As for my own kids, the behaviors that are ALWAYS addressed are those which are harmful. Other behaviors I would ignore the first few times as well to see if it goes away. And licking, I would likely not treat that behaviorally as much as sensory wise with different things for his mouth that are more socially appropriate (lollipop, a smoothie with a straw, etc.)
Renee
Hi Daphne,
I am a behavioural science technology student currently learning all about human behaviour and applied behavioural analysis, including the use of planned ignoring and extinction with novel behaviours. You mentioned that the psych. thought that DS would respond well to ignoring new behaviours, and reinforcing good behaviours. You were also right in pointing out that the therapist's mentioning of "yucky, don't put your hands in your mouth" would, in fact reinforce DS' behaviour, IF his behaviour was attention seeking. IF it is sensory, (which is always a considoration with autism/ppdnos/aspergers) ignoring the behaviour will not make it go away, and you need to find an equal behaviour which satisfies the sensory need that it is fulfilling (ie candies for the mouth, keep the hands busy with something).... back to business, if the behaviour is attention seeking the best way to deal with it is to say "hands on your lap please", as saying "yucky, don't put your hands in your mouth", may actually sound to a person with autism "put your hands in your mouth" (many autistic individuals only respond to the last part of what you say.) **SAY THE BEHAVIOUR THAT YOU WANT TO SEE, rather then saying the behaviour that you do not want to see, telling DS to put his hands in his lap and then reinforcing DS each time he has his hands in his lap (including times when he is not engaging in the hand-mouthing behaviour) will teach him that keeping his hands out of his mouth will be positively reinforced.
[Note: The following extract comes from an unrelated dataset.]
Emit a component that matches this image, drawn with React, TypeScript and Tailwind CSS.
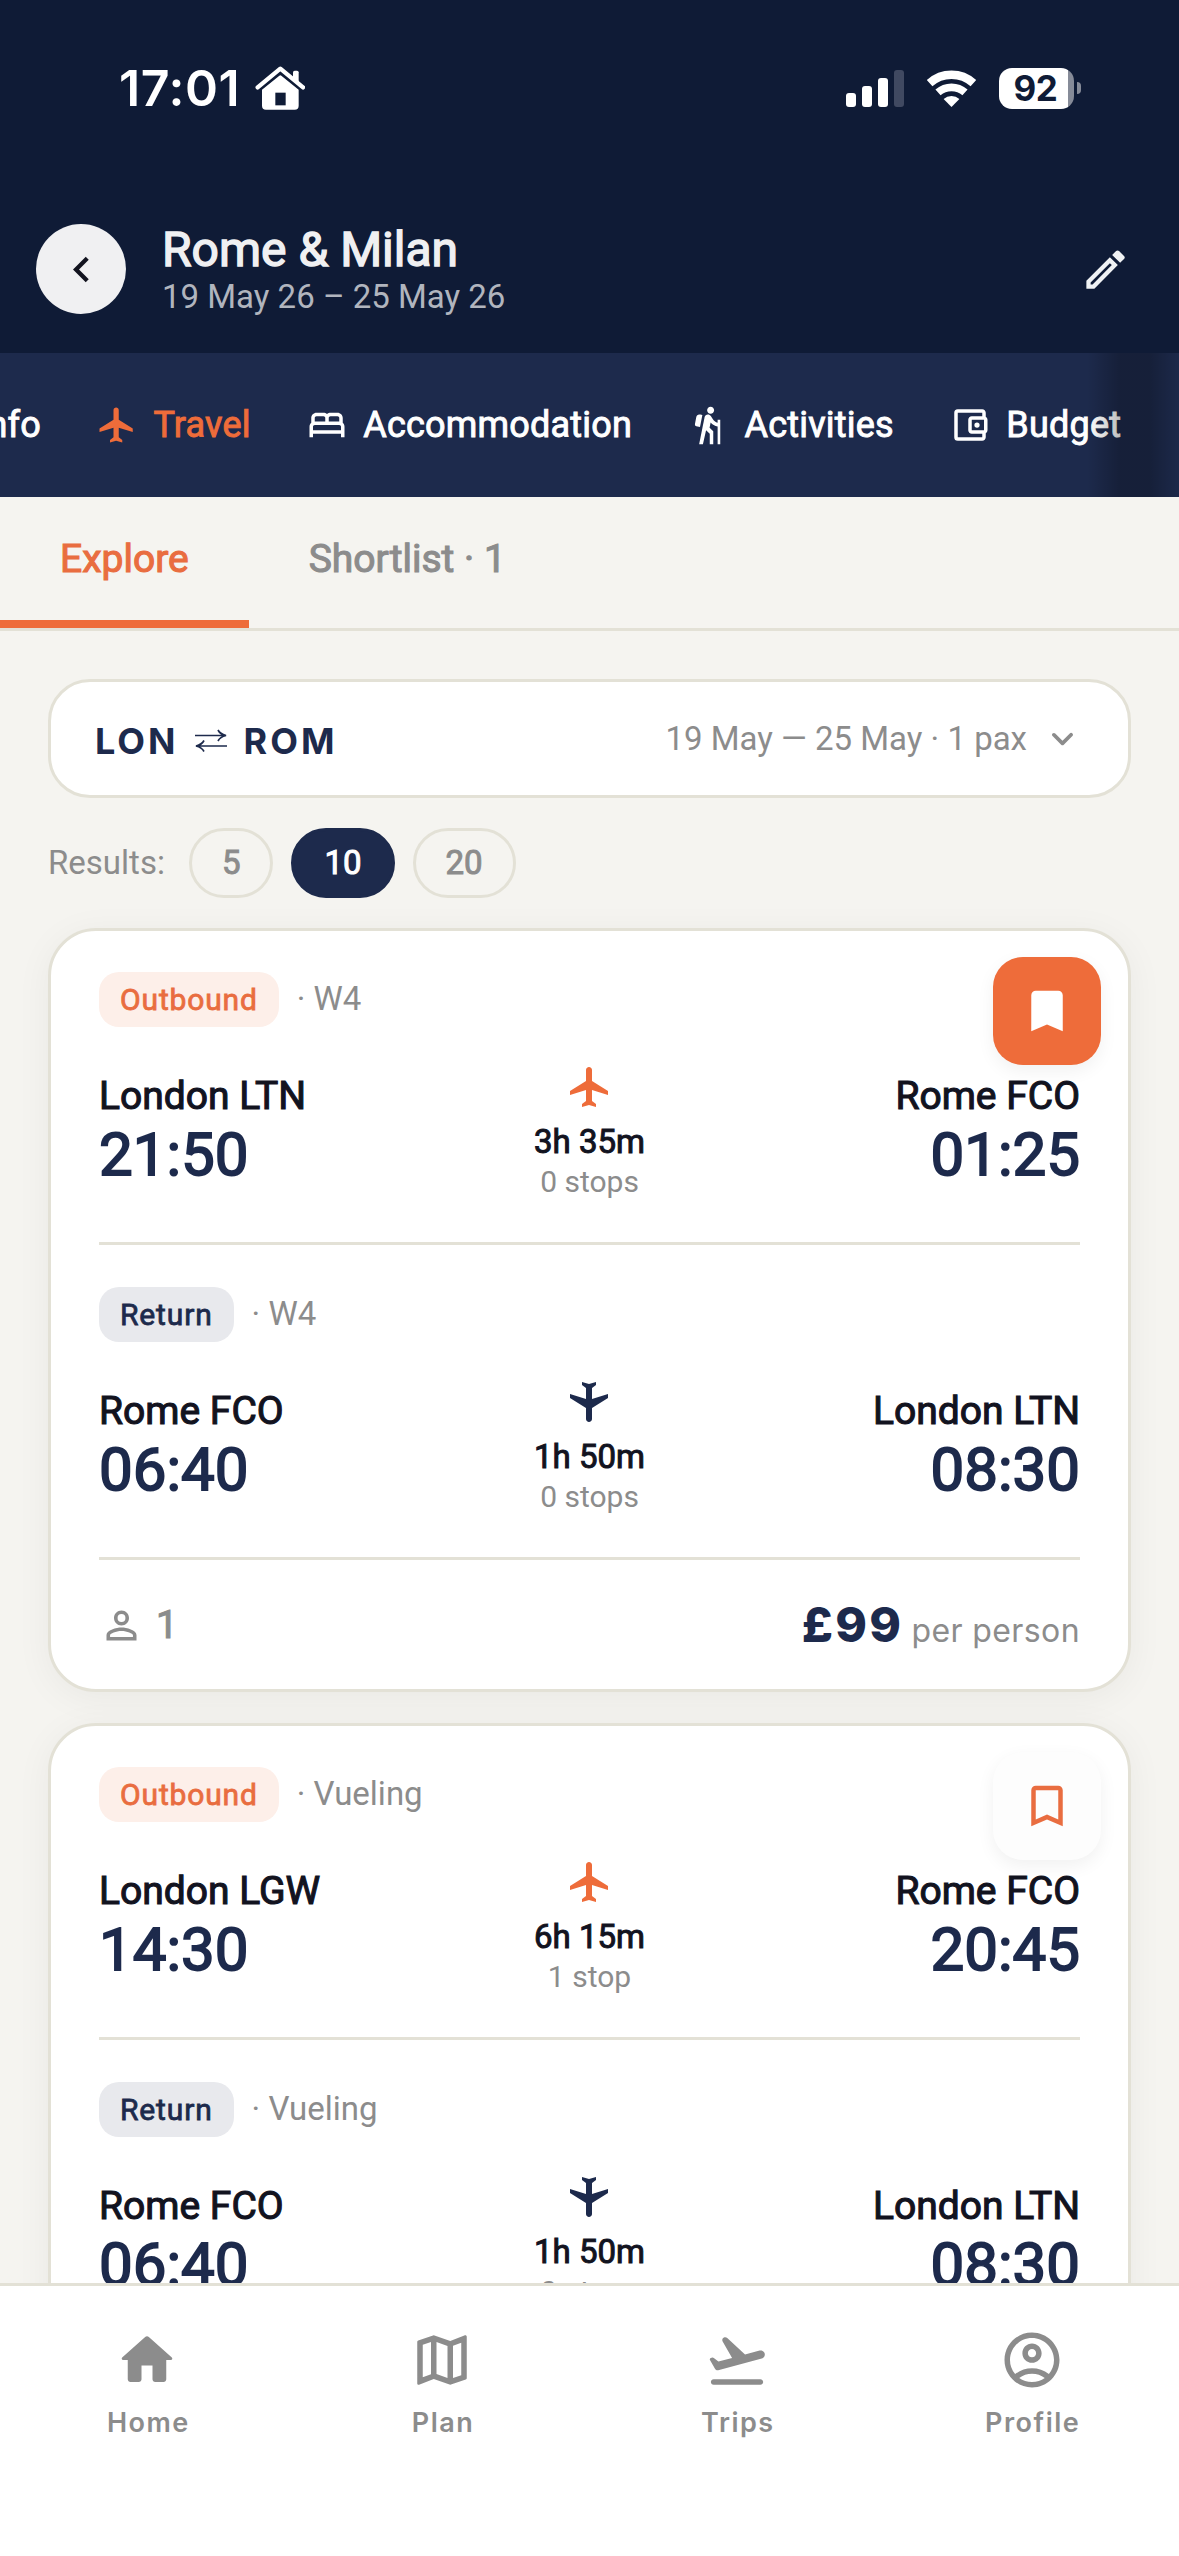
import React, { useState } from 'react';
import clsx from 'clsx';
import {
   MdBookmark,
   MdBookmarkBorder,
   MdChevronLeft,
   MdFlight,
   MdHiking,
   MdOutlineAccountBalanceWallet,
   MdOutlineAccountCircle,
   MdOutlineBed,
   MdOutlineEdit,
   MdOutlineMap,
   MdPersonOutline
} from 'react-icons/md';

interface Leg {
   type: 'Outbound' | 'Return';
   carrier: string;
   from: string;
   departs: string;
   to: string;
   arrives: string;
   duration: string;
   stops: string;
}

interface Flight {
   id: string;
   saved: boolean;
   pax: number;
   price: string;
   legs: Leg[];
}

const flights: Flight[] = [
   {
      id: 'w4-99',
      saved: true,
      pax: 1,
      price: '£99',
      legs: [
         { type: 'Outbound', carrier: 'W4', from: 'London LTN', departs: '21:50', to: 'Rome FCO', arrives: '01:25', duration: '3h 35m', stops: '0 stops' },
         { type: 'Return', carrier: 'W4', from: 'Rome FCO', departs: '06:40', to: 'London LTN', arrives: '08:30', duration: '1h 50m', stops: '0 stops' },
      ],
   },
   {
      id: 'vueling-104',
      saved: false,
      pax: 1,
      price: '£104',
      legs: [
         { type: 'Outbound', carrier: 'Vueling', from: 'London LGW', departs: '14:30', to: 'Rome FCO', arrives: '20:45', duration: '6h 15m', stops: '1 stop' },
         { type: 'Return', carrier: 'Vueling', from: 'Rome FCO', departs: '06:40', to: 'London LTN', arrives: '08:30', duration: '1h 50m', stops: '0 stops' },
      ],
   },
];

const sections = [
   { label: 'Travel', icon: MdFlight },
   { label: 'Accommodation', icon: MdOutlineBed },
   { label: 'Activities', icon: MdHiking },
   { label: 'Budget', icon: MdOutlineAccountBalanceWallet },
];

const HomeRounded = ({ className }: { className?: string }) => (
   <svg viewBox="0 0 24 24" fill="currentColor" className={className}>
      <path d="M10 19v-5h4v5c0 .55.45 1 1 1h3c.55 0 1-.45 1-1v-7h1.7c.46 0 .68-.57.33-.87L12.67 3.6c-.38-.34-.96-.34-1.34 0l-8.36 7.53c-.34.3-.13.87.33.87H5v7c0 .55.45 1 1 1h3c.55 0 1-.45 1-1z" />
   </svg>
);

const TakeoffRounded = ({ className }: { className?: string }) => (
   <svg viewBox="0 0 24 24" fill="currentColor" className={className}>
      <path d="M20.5 21h-17c-.55 0-1-.45-1-1s.45-1 1-1h17c.55 0 1 .45 1 1s-.45 1-1 1zm1.57-11.36c-.22-.8-1.04-1.27-1.84-1.06L14.92 10 8.46 3.98c-.27-.26-.66-.35-1.02-.26-.68.18-1.01.95-.66 1.55l3.44 5.98-4.97 1.33-1.57-1.24c-.25-.19-.57-.26-.88-.18l-.33.09c-.32.08-.47.45-.3.73l1.88 3.25c.23.39.69.58 1.12.47L21 11.48c.8-.22 1.28-1.04 1.07-1.84z" />
   </svg>
);

const navItems = [
   { label: 'Home', icon: HomeRounded },
   { label: 'Plan', icon: MdOutlineMap },
   { label: 'Trips', icon: TakeoffRounded },
   { label: 'Profile', icon: MdOutlineAccountCircle },
];

const StatusBar = () => (
   <div className="flex h-[176px] items-center justify-between pr-[98px] pl-[119px] font-['Inter',sans-serif] text-white">
      <div className="flex items-center gap-[15px]">
         <span className="text-[50px] leading-[60px] font-semibold tracking-[0.6px]">17:01</span>
         <svg width="50" height="44" viewBox="76 46 150 132">
            <path d="M195 60h7q5 0 5 5v36l-17-14v-22q0-5 5-5z" fill="white" />
            <path d="M84 110L152 54L220 110" fill="none" stroke="white" strokeWidth="13" strokeLinecap="round" strokeLinejoin="round" />
            <path d="M149 75q3-3 6 0L207 117v48q0 12-12 12h-86q-12 0-12-12v-48z" fill="white" />
            <rect x="137" y="126" width="31" height="38" fill="#0f1b36" />
         </svg>
      </div>
      <div className="flex items-center">
         <svg width="58" height="37" viewBox="0 0 58 37" fill="white">
            <rect x="0" y="23" width="10" height="14" rx="3" />
            <rect x="16" y="16" width="10" height="21" rx="3" />
            <rect x="32" y="8" width="10" height="29" rx="3" />
            <rect x="48" y="0" width="10" height="37" rx="3" fill="#404961" />
         </svg>
         <svg width="51" height="37" viewBox="0 0 51 37" className="ml-[22px]" fill="none" stroke="white">
            <path d="M3.6 13.2A32.7 32.7 0 0 1 47.4 13.2" strokeWidth="8.4" />
            <path d="M12 22.4A20.5 20.5 0 0 1 39 22.4" strokeWidth="7.8" />
            <path d="M25.5 37L17.6 29A12 12 0 0 1 33.4 29z" fill="white" stroke="none" />
         </svg>
         <div className="ml-[22px] flex h-[41px] w-[75px] items-center rounded-[13px] bg-[linear-gradient(90deg,#ffffff_69px,#868b98_69px)]">
            <span className="w-[73px] text-center text-[35px] leading-[41px] font-bold tracking-[-0.3px] text-[#0f1b36]">92</span>
         </div>
         <div className="ml-[3px] h-[12px] w-[4px] rounded-r-full bg-[#868b98]" />
      </div>
   </div>
);

const LegRow = ({ leg }: { leg: Leg }) => {
   const outbound = leg.type === 'Outbound';
   return (
      <div>
         <div className="flex h-[55px] items-center gap-[18px]">
            <span
               className={clsx(
                  'flex h-full items-center rounded-[20px] px-[21px] pb-[1px] text-[30px] tracking-[0.85px] [-webkit-text-stroke:0.8px]',
                  outbound ? 'bg-[#fdefe9] text-[#e96d40]' : 'bg-[#e8e9ed] text-[#1d2a4c]'
               )}
            >
               {leg.type}
            </span>
            <span className="pb-[2px] text-[33px] text-[#8c8c8c]">· {leg.carrier}</span>
         </div>
         <div className="mt-[36px] grid h-[137px] grid-cols-3 items-start">
            <div className="pt-[8px]">
               <p className="text-[39px] leading-[51px] text-[#12131f] [-webkit-text-stroke:1.1px]">{leg.from}</p>
               <p className="text-[60px] leading-[65px] text-[#1d2a4c] [-webkit-text-stroke:1.8px]">{leg.departs}</p>
            </div>
            <div className="flex flex-col items-center">
               <MdFlight className={clsx('size-[48px]', outbound ? 'text-[#ee6c3a]' : '-scale-y-100 text-[#1d2a4c]')} />
               <p className="mt-[11px] text-[33px] leading-[40px] text-[#12131f] [-webkit-text-stroke:1px]">{leg.duration}</p>
               <p className="text-[30px] leading-[40px] text-[#8c8c8c]">{leg.stops}</p>
            </div>
            <div className="pt-[8px] text-right">
               <p className="text-[39px] leading-[51px] text-[#12131f] [-webkit-text-stroke:1.1px]">{leg.to}</p>
               <p className="text-[60px] leading-[65px] text-[#1d2a4c] [-webkit-text-stroke:1.8px]">{leg.arrives}</p>
            </div>
         </div>
      </div>
   );
};

const FlightCard = ({ flight, saved, onToggle }: { flight: Flight; saved: boolean; onToggle: () => void }) => (
   <article className="relative shrink-0 rounded-[48px] border-[3px] border-[#e3e1d6] bg-white px-12 pt-[41px] shadow-[0_6px_36px_rgba(0,0,0,0.05)]">
      <button
         onClick={onToggle}
         className={clsx(
            'absolute top-[26px] right-[27px] flex size-[108px] items-center justify-center rounded-[30px] shadow-[0_6px_18px_rgba(0,0,0,0.06)]',
            saved ? 'bg-[#ee6c3a] text-white' : 'bg-[#fdfdfd] text-[#e96d40]'
         )}
      >
         {saved ? <MdBookmark className="size-[54px]" /> : <MdBookmarkBorder className="size-[54px]" />}
      </button>
      {flight.legs.map((leg, i) => (
         <div key={leg.type} className={clsx('border-b-[3px] border-[#e3e1d6] pb-[42px]', i > 0 && 'pt-[42px]')}>
            <LegRow leg={leg} />
         </div>
      ))}
      <div className="flex h-[129px] items-center justify-between pt-[2px]">
         <div className="flex items-center gap-[12px] text-[#8c8c8c]">
            <MdPersonOutline className="size-[45px]" />
            <span className="text-[39px] [-webkit-text-stroke:1.1px]">{flight.pax}</span>
         </div>
         <div className="flex items-baseline gap-[8px] font-['Inter',sans-serif]">
            <span className="text-[48px] leading-[58px] font-extrabold tracking-[2.3px] text-[#1d2a4c]">{flight.price}</span>
            <span className="text-[32px] tracking-[0.4px] text-[#8c8c8c]">per person</span>
         </div>
      </div>
   </article>
);

export default function App() {
   const [activeSection, setActiveSection] = useState('Travel');
   const [activeTab, setActiveTab] = useState('Explore');
   const [limit, setLimit] = useState(10);
   const [saved, setSaved] = useState<string[]>(flights.filter((f) => f.saved).map((f) => f.id));

   const toggleSaved = (id: string) =>
      setSaved((prev) => (prev.includes(id) ? prev.filter((s) => s !== id) : [...prev, id]));

   return (
      <div className="flex h-[2556px] w-[1179px] flex-col overflow-hidden bg-[#f5f4f0] font-['Roboto',sans-serif]">
         <header className="h-[353px] shrink-0 bg-[#0f1b36]">
            <StatusBar />
            <div className="mt-12 flex h-[90px] items-center pr-12 pl-9">
               <button className="flex size-[90px] items-center justify-center rounded-full bg-[#f0f0f2]">
                  <MdChevronLeft className="size-[51px] text-[#12131f]" />
               </button>
               <div className="ml-9 flex-1">
                  <h1 className="pb-[2px] text-[48px] leading-[53px] text-[#f0f0f2] [-webkit-text-stroke:1.4px]">Rome &amp; Milan</h1>
                  <p className="text-[33px] leading-[37px] text-[#b1b5be]">19 May 26 – 25 May 26</p>
               </div>
               <MdOutlineEdit className="size-[51px] text-[#f0f2f4]" />
            </div>
         </header>

         <nav className="relative flex h-[144px] shrink-0 items-center gap-[55px] overflow-hidden bg-[#1d2a4c] text-[36px] tracking-[0.2px] text-white [-webkit-text-stroke:0.9px]">
            <button className="flex w-[41px] shrink-0 justify-end">Info</button>
            {sections.map(({ label, icon: Icon }) => (
               <button
                  key={label}
                  onClick={() => setActiveSection(label)}
                  className={clsx('flex shrink-0 items-center gap-[15.5px]', activeSection === label && 'text-[#ee6c3a]')}
               >
                  <Icon className="size-[42px]" />
                  <span>{label}</span>
               </button>
            ))}
            <div className="absolute inset-y-0 right-0 w-[92px] bg-[linear-gradient(90deg,transparent,rgba(0,0,0,0.25)_36%,rgba(0,0,0,0.25)_68%,rgba(0,0,0,0.03))]" />
         </nav>

         <div className="flex h-[134px] shrink-0 border-b-[3px] border-[#e3e1d6] text-[39px] [-webkit-text-stroke:1.1px]">
            {['Explore', 'Shortlist'].map((tab) => (
               <button
                  key={tab}
                  onClick={() => setActiveTab(tab)}
                  className={clsx(
                     'h-[131px] border-b-[8px] px-[60px] pt-[2px]',
                     activeTab === tab ? 'border-[#ee6c3a] text-[#e96d40]' : 'border-transparent text-[#8c8c8c]'
                  )}
               >
                  {tab === 'Shortlist' ? `Shortlist · ${saved.length}` : tab}
               </button>
            ))}
         </div>

         <main className="flex min-h-0 flex-1 flex-col overflow-hidden px-12 pt-12">
            <div className="flex h-[119px] shrink-0 items-center justify-between rounded-[42px] border-[3px] border-[#e3e1d6] bg-white px-[43px]">
               <div className="flex items-center pt-[5px] pl-[1px] font-['Inter',sans-serif] text-[36px] leading-[44px] font-bold tracking-[3px] text-[#1d2a4c]">
                  <span>LON</span>
                  <svg width="32" height="24" viewBox="0 0 32 24" className="mr-[17px] ml-[16px]" fill="none" stroke="currentColor" strokeWidth="1.7">
                     <path d="M0 6.5H30M23 1Q25 5 31 6.5Q25 8 23 12" />
                     <path d="M32 17H2M9 11.5Q7 15.5 1 17Q7 18.5 9 22.5" />
                  </svg>
                  <span>ROM</span>
               </div>
               <div className="flex items-center gap-[13px] text-[33px] text-[#8c8c8c]">
                  <span>19 May — 25 May · 1 pax</span>
                  <svg viewBox="0 0 24 24" fill="currentColor" className="size-[45px]">
                     <path d="M8.12 9.29L12 13.17l3.88-3.88c.39-.39 1.02-.39 1.41 0 .39.39.39 1.02 0 1.41l-4.59 4.59c-.39.39-1.02.39-1.41 0L6.7 10.7c-.39-.39-.39-1.02 0-1.41.39-.38 1.03-.39 1.42 0z" />
                  </svg>
               </div>
            </div>

            <div className="mt-[30px] flex h-[70px] shrink-0 items-center text-[33px]">
               <span className="text-[#8c8c8c]">Results:</span>
               <div className="ml-6 flex gap-[18px]">
                  {[5, 10, 20].map((n) => (
                     <button
                        key={n}
                        onClick={() => setLimit(n)}
                        className={clsx(
                           'h-[70px] rounded-full border-[3px] px-[30px] [-webkit-text-stroke:1px]',
                           limit === n ? 'border-[#1d2a4c] bg-[#1d2a4c] text-white' : 'border-[#e3e1d6] text-[#8c8c8c]'
                        )}
                     >
                        {n}
                     </button>
                  ))}
               </div>
            </div>

            <div className="mt-[30px] flex flex-col gap-[31px]">
               {flights.map((flight) => (
                  <FlightCard
                     key={flight.id}
                     flight={flight}
                     saved={saved.includes(flight.id)}
                     onToggle={() => toggleSaved(flight.id)}
                  />
               ))}
            </div>
         </main>

         <footer className="relative grid h-[273px] shrink-0 grid-cols-4 items-start border-t-[3px] border-[#e3e1d6] bg-white pt-[41px]">
            {navItems.map(({ label, icon: Icon }) => (
               <button key={label} className="flex flex-col items-center gap-[12px] text-[#8c8c8c]">
                  <Icon className="size-[66px]" />
                  <span className="pl-[2px] font-['Inter',sans-serif] text-[27px] leading-[36px] font-semibold tracking-[1.5px]">{label}</span>
               </button>
            ))}
         </footer>
      </div>
   );
}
To answer your question "Is that generally the rule with new undesireable behaviors that you see --- to ignore them in the hopes that they stop?"-- there are generally four reasons why an individual may engage in a function of behaviour:
1. attention (you can ignore an undesireable behaviour if it is to seek attention, but remember, the individual is seeking attention because they feel like they are not getting enough)
2. escape (to escape from an undesired activity, event, place, etc... generally, this is when ignoring is best used)
3. tangible (obviously if a behaviour is occuring to recieve an object, you can manipulate the behaviour to be positive so that they may recieve the object... ignoring can work sometimes though)
4. sensory (ignoring sensory behaviours, as I mentioned above, WILL NOT work. At all! They will occur, and occur, and occur! This is when you need to get creative...)
As for worrying about stepping on the therapists toes, you could just say, "we have noticed that DS has been........ lately, we talked to the psychologist about it and she really recommended that we use ignoring with this behaviour, we have been saying 'hands on your lap' when DS does this and then praising him for times when he has his hands in his lap, I am telling all of the therapists about this new strategy, we are going to try and see what happens, but we all need to be on board." or something to that effect....
haha, sorry if this is long, its nice to be able to finally use this knowledge other then in theory in a paper! Let me know if this helps... :)
PS MOST behaviours that you see with autism are sensory related, as I am sure you probobly already know. Just a consideration for DS' hands-in-mouth behaviour.
Thanks for the replies, everyone.
Edited 6/5/2007 9:41 pm ET by idaphne63
Hello Daphne,
I could give you some advice on visual sensory issues. Sounds like DS is very visually hypo-sensitive! Definitely would work to use as a positive reinforcer for him. What exactly are you hoping to change about the visual behaviours?